Let’s Eat!

This weekend seems to be the one-stop destination for every snack-fanatic. The Super Bowl matches up the best two NFL teams in an end-of-the-year showdown and simultaneously brings the best and most delicious grub to the table. There is so much that is made available to the consumer! Companies actually introduce brand new tasty treats simply for this big event! And while many Super Bowl party spreads include some homemade delectables, it should be noted that this wonderful fare is rarely one that anyone should live on for any significant length of time. This type of diet is costly – both on the bank account and on the body.
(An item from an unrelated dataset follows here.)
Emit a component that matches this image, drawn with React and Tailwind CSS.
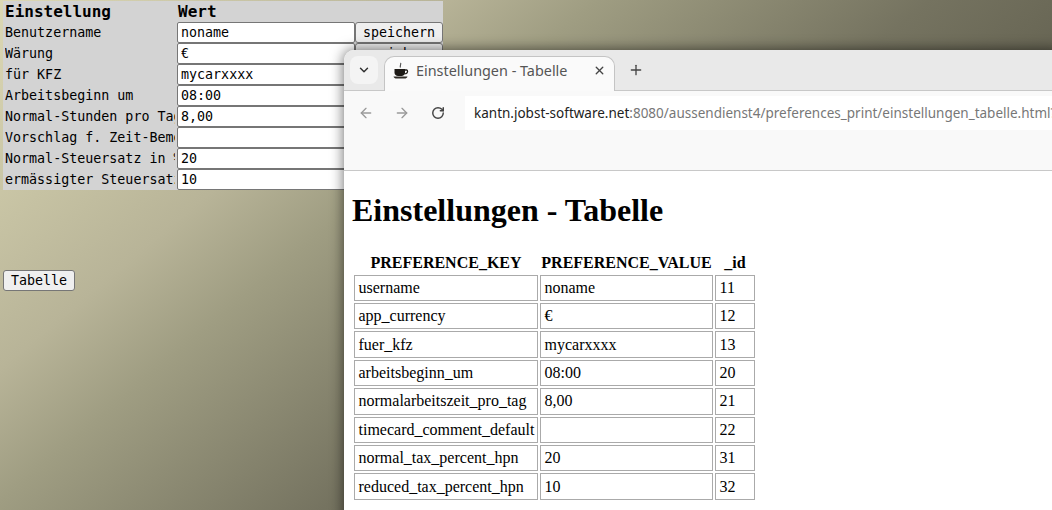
import { ArrowLeft, ArrowRight, ChevronDown, Plus, RotateCw, X } from "lucide-react";

const settings = [
	{ label: "Benutzername", value: "noname" },
	{ label: "Wärung", value: "€" },
	{ label: "für KFZ", value: "mycarxxxx" },
	{ label: "Arbeitsbeginn um", value: "08:00" },
	{ label: "Normal-Stunden pro Tag", value: "8,00" },
	{ label: "Vorschlag f. Zeit-Bemerkung", value: "" },
	{ label: "Normal-Steuersatz in %", value: "20" },
	{ label: "ermässigter Steuersatz in %", value: "10" },
];

const rows = [
	["username", "noname", 11],
	["app_currency", "€", 12],
	["fuer_kfz", "mycarxxxx", 13],
	["arbeitsbeginn_um", "08:00", 20],
	["normalarbeitszeit_pro_tag", "8,00", 21],
	["timecard_comment_default", "", 22],
	["normal_tax_percent_hpn", "20", 31],
	["reduced_tax_percent_hpn", "10", 32],
];

const CoffeeIcon = () => (
	<svg width="16" height="18" viewBox="0 0 16 18" className="shrink-0">
		<path d="M7.500 1c1 1.200-1 2.500 0 4.500" fill="none" stroke="#555" strokeWidth="1.200" />
		<path d="M1.500 7h10.500v3.500c0 2-1.500 3.500-3.500 3.500h-3.500c-2 0-3.500-1.500-3.500-3.500z" fill="#1c1915" />
		<path d="M12 8h1.500c1.500 0 1.500 3-.5 3.500l-1.500.5" fill="none" stroke="#1c1915" strokeWidth="1.300" />
		<path d="M.5 14.500h14c-.5 1.500-1.500 2-3 2h-8c-1.500 0-2.500-.5-3-2z" fill="#2e2a25" />
	</svg>
);

const BrowserWindow = () => (
	<div className="absolute left-[344px] top-[50px] h-[480px] w-[720px] overflow-hidden rounded-t-[10px] bg-white shadow-[0_0_14px_rgba(0,0,0,0.6)]">
		{/* Tab strip */}
		<div className="flex h-[40px] items-start bg-[#e9e9e9] pt-[6px] pl-[6px]">
			<div className="flex h-[28px] w-[28px] items-center justify-center rounded-lg bg-[#f4f4f4] text-[#333]">
				<ChevronDown size={14} strokeWidth={2.5} />
			</div>
			<div className="relative z-10 ml-[6px] flex h-[35px] w-[231px] items-center rounded-t-[10px] border border-b-0 border-[#c4c4c4] bg-[#fafafa] pb-[7px] pl-[8px] pr-[8px]">
				<CoffeeIcon />
				<span className="ml-[7px] flex-1 font-['Noto_Sans'] text-[14.4px] leading-[20px] whitespace-nowrap text-[#555]">Einstellungen - Tabelle</span>
				<X size={13} strokeWidth={2.5} className="text-[#444]" />
			</div>
			<Plus size={16} strokeWidth={2} className="ml-[13px] mt-[6px] text-[#444]" />
		</div>
		{/* Toolbar */}
		<div className="h-[81px] border-y border-[#c8c8c8] bg-[#f9f9f9]">
			<div className="flex h-[46px] items-start">
				<div className="mt-[5px] flex h-[34px] w-[121px] shrink-0 items-center pl-[14px]">
					<ArrowLeft size={16} className="text-[#9a9a9a]" />
					<ArrowRight size={16} className="ml-[20px] text-[#9a9a9a]" />
					<RotateCw size={14} strokeWidth={2.5} className="ml-[21px] text-[#444]" />
				</div>
				<div className="mt-[5px] flex h-[34px] flex-1 items-center overflow-hidden whitespace-nowrap bg-white pl-[9px] font-['Noto_Sans'] text-[13.5px]">
					<span className="text-[#222]">kantn.jobst-software.net</span>
					<span className="text-[#777]">:8080/aussendienst4/preferences_print/einstellungen_tabelle.html?</span>
				</div>
			</div>
		</div>
		{/* Page */}
		<div className="pl-[8px] font-['Liberation_Serif'] text-[16px] text-black">
			<h1 className="mt-[21px] mb-[21.7px] text-[32px] leading-[37px] font-bold">Einstellungen - Tabelle</h1>
			<table className="border-separate border-spacing-[2px]">
				<thead>
					<tr>
						<th className="h-[20px] w-[184px] p-0 leading-[20px]">PREFERENCE_KEY</th>
						<th className="h-[20px] w-[173px] p-0 leading-[20px]">PREFERENCE_VALUE</th>
						<th className="h-[20px] w-[40px] p-0 leading-[20px]">_id</th>
					</tr>
				</thead>
				<tbody>
					{rows.map((row) => (
						<tr key={row[2]}>
							{row.map((cell, i) => (
								<td key={i} className="h-[26.4px] border border-[#aaa] pl-[3.500px] pr-[2px] py-0">
									{cell}
								</td>
							))}
						</tr>
					))}
				</tbody>
			</table>
		</div>
	</div>
);

const App = () => {
	return (
		<div className="relative h-[510px] w-[1052px] overflow-hidden bg-[linear-gradient(140deg,#dcd8b4_0%,#b8b498_26.5%,#9f9d82_36%,#757360_56%,#6c6a58_63.4%,#403e30_100%)] pt-px pl-[3px] font-['DejaVu_Sans_Mono'] text-[13.33px] text-black">
			<div className="grid w-[440px] grid-cols-[174px_178px_88px] bg-[#d3d3d3]">
				<div className="h-[21px] pl-[2px] text-[16px] leading-[21px] font-bold">Einstellung</div>
				<div className="col-span-2 h-[21px] pl-px text-[16px] leading-[21px] font-bold">Wert</div>
				{settings.map((s) => (
					<div key={s.label} className="contents">
						<div className="pl-[2px]">
							<div className="h-[21px] w-[170px] overflow-hidden leading-[21px] whitespace-nowrap">{s.label}</div>
						</div>
						<input
							readOnly
							value={s.value}
							className="h-[21px] w-[178px] rounded-[2px] border border-[#767676] bg-white px-[3px] font-['DejaVu_Sans_Mono'] text-[13.33px] text-black"
						/>
						<button className="h-[21px] rounded-[3px] border border-[#767676] bg-[#efefef] text-center text-[13.33px]">speichern</button>
					</div>
				))}
			</div>
			<button className="mt-[80px] block h-[21px] w-[72px] rounded-[3px] border border-[#767676] bg-[#efefef] text-center text-[13.33px]">Tabelle</button>
			<BrowserWindow />
		</div>
	);
};

export default App;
Similarly, with all that is available to us in the form of spiritual fast food – books, brochures, videos, YouTube clips, Twitter quips, online sermons, etc. – we are offered a veritable feast. Easily accessible and in bite-size morsels, each can easily become a substitute for a well-rounded spiritual meal. Moreover, it is easy to become comfortable, complacent, even bored in our relationship with God when we pass up milk (1 Pet 2:2), meat (Heb 5:14), and bread (Deut 8:3). We forget that our spiritual growth is not based on pre-packaged, regurgitated snack food, but the meal that God makes available to us daily in the pages of His Word. It has been said, “God meant for the Bible to be bread for our daily use, not just cake for special occasions.”

Similar to the Jewish returnees, who needed to be re-awakened to their God-given calling to rebuild the Temple (Ezra 5:1-2), we too can fall into seasons of complacency and neglect. The antidote is the same for you and me as it was for God’s people ca. 2,500 years ago. The Word of God spoken, accepted, and applied, will lead to a life transformed and ready for action, because the Scriptures bear witness about Christ (Jn 5:59; Lk 24:27, 44-45). A.W. Tozer put it this way:

The Word of God well understood and religiously obeyed is the shortest route to spiritual perfection. And we must not select a few favorite passages to the exclusion of others. Nothing less than the whole Bible can make a whole Christian.

So, how do we change our diet? For starters, find a place where you can read God’s Word and hear it speak to you daily and without distractions. Second, weave the Text into your routine as you make it a topic of conversation with your family, friends, and D-Group members. And lastly, pray that God would help you meditate and digest His Word so that its life-giving and life-transforming content would move in every part of your being, causing you to know Him and make Him known.

At the heart of a life changed, is the Word that gets to the heart.

Deuteronomy 6:4-9 (ESV) – “Hear, O Israel: The Lord our God, the Lord is one. You shall love the Lord your God with all your heart and with all your soul and with all your might. And these words that I command you today shall be on your heart. You shall teach them diligently to your children, and shall talk of them when you sit in your house, and when you walk by the way, and when you lie down, and when you rise. You shall bind them as a sign on your hand, and they shall be as frontlets between your eyes. You shall write them on the doorposts of your house and on your gates.”